Context plans: finds the parts worth converting, refuses the rest
Everything above measures whole documents, and whole documents usually lose. But the losing docs are not empty of structure — the tables and uniform blocks are inside them. So doc2toon 0.4 added context plans: every heading-bounded section measured standalone as if it were its own document — same frozen policy, same 5% band, zero new tunable constants — with the splice overhead of stitching a hybrid counted, never hidden, and reassembly mechanically verified. The metric was pre-registered before any plan code ran against the corpus; the planning hypothesis it tested (“maybe a third of documents have an actionable plan”) was refuted by the data. We publish what fell out:
| Corpus | Plan-positive | Median net, plan-positive | Docs with ≥1 converting section |
|---|---|---|---|
| Internal (19 docs) | 1/19 | +20.9% | 4 |
| External, public repos (19 docs) | 1/19 | +6.8% | 3 |
| Combined | 2/38 | +13.8% | 7 |
The external plan-positive document is langchain-ai/langchainjs · AGENTS.md — and it is the whole product thesis in one file. Whole-document TOON makes it 42.8% larger; its row in the table above honestly says keep_markdown.

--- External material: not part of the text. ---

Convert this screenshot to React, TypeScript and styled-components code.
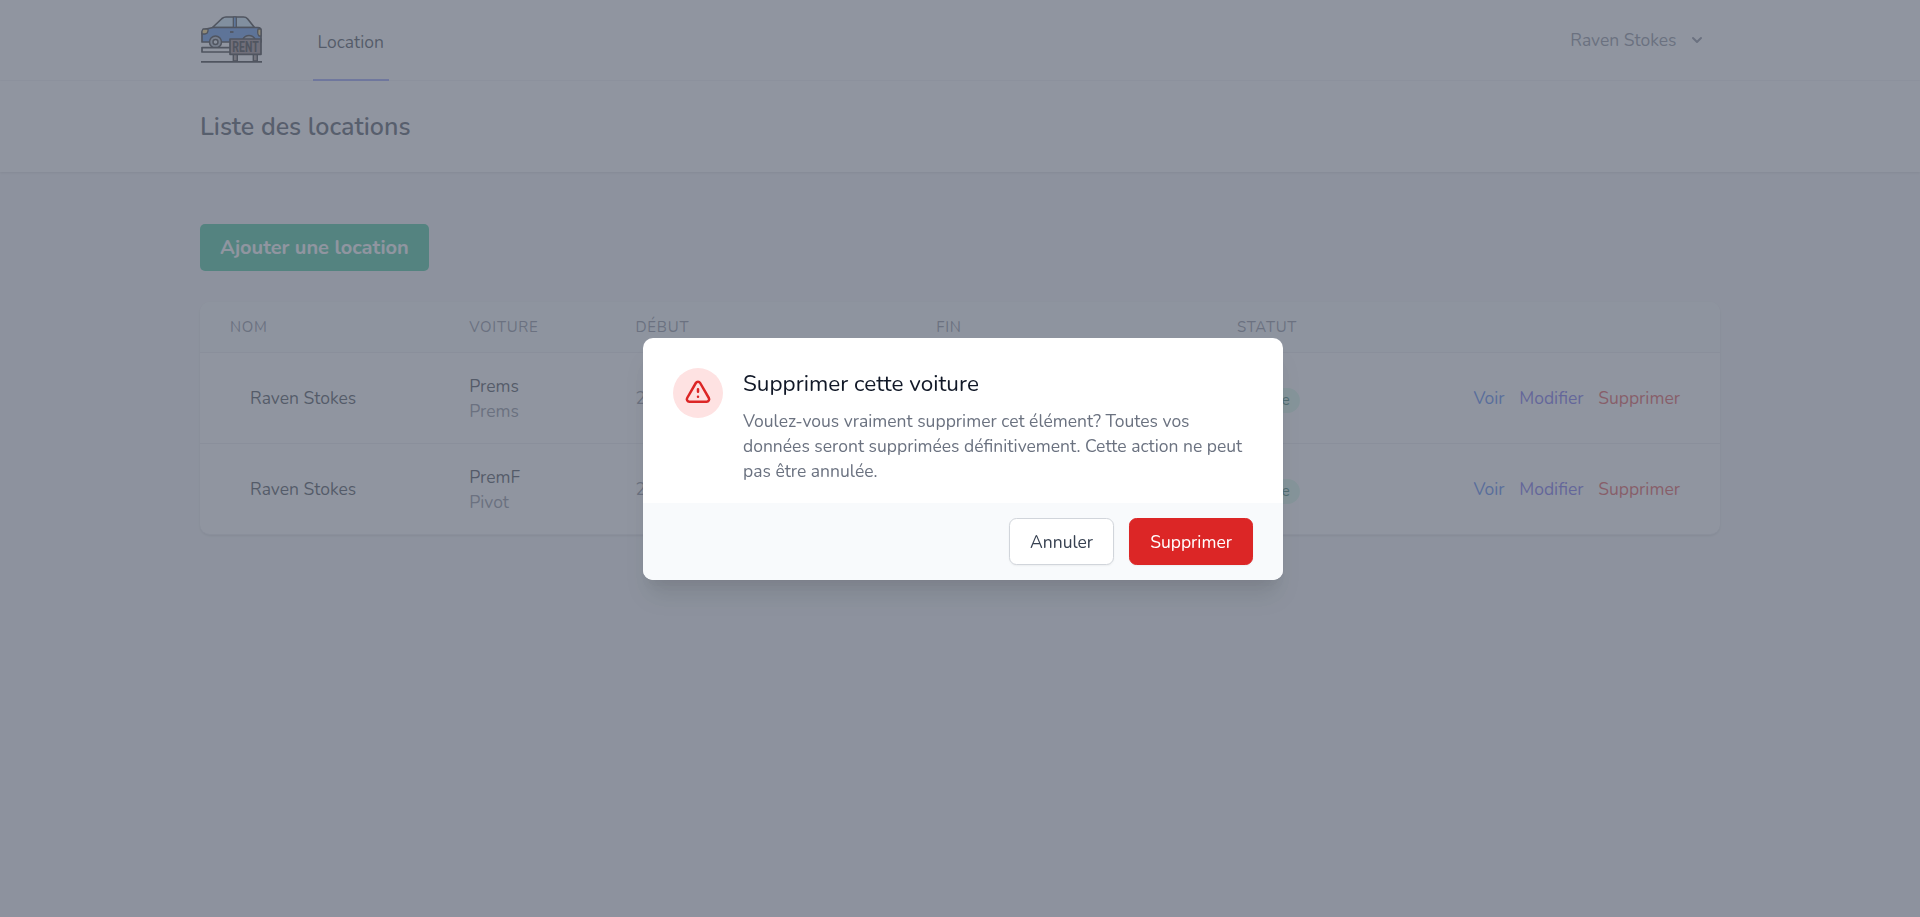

The plan finds the two package tables inside it (“Key Packages” +49.5%, “Internal Packages” +52.0%), converts exactly those, keeps the other 48 sections byte-identical, and nets +6.8% across the whole document with plan-level safe_to_auto_apply: true — the first real-world document in the corpus where the tool has a positive, auto-applicable recommendation. Five more documents have at least one converting section but net only 0.2–0.9% — below the 5% band, so the plan’s honest answer for them stays “keep the whole document.” Reassembly verified on all 38; the whole-document denominators above are unchanged by any of this.
The plan now renders in the workbench under every multi-section verdict, with the hybrid (converted sections as fenced TOON, everything else byte-identical) available for download. The CLI surface is doc2toon plan.
Run yours
Your documents are not our corpus. The same verdict, three ways:
# Verdict v1 JSON for your own doc (Node 20+)
npx doc2toon@^0.4 profile --json CLAUDE.md
# Section-level context plan, with the hybrid written on request
npx doc2toon@^0.4 plan AGENTS.md
# Or paste it into the workbench - it never leaves your browser
# https://cheapagent.ai/
# Or reproduce this page's numbers from the corpus
git clone https://github.com/Profusion-AI/doc2toon
cd doc2toon && npm install && npm run build
node scripts/benchmark-honesty.mjs # the 19 internal documents
node scripts/benchmark-external.mjs # the 19 public documents, fetched at pinned commits
node scripts/benchmark-plans.mjs # the actionable-plan rate across all 38
The posture
CheapAgent does not promise TOON always saves tokens. It tells you when it does — and on real agent docs, the honest answer is usually “keep Markdown” or “split this first.” The verdict is the product. If a tool in this space shows you only its wins, ask to see its corpus.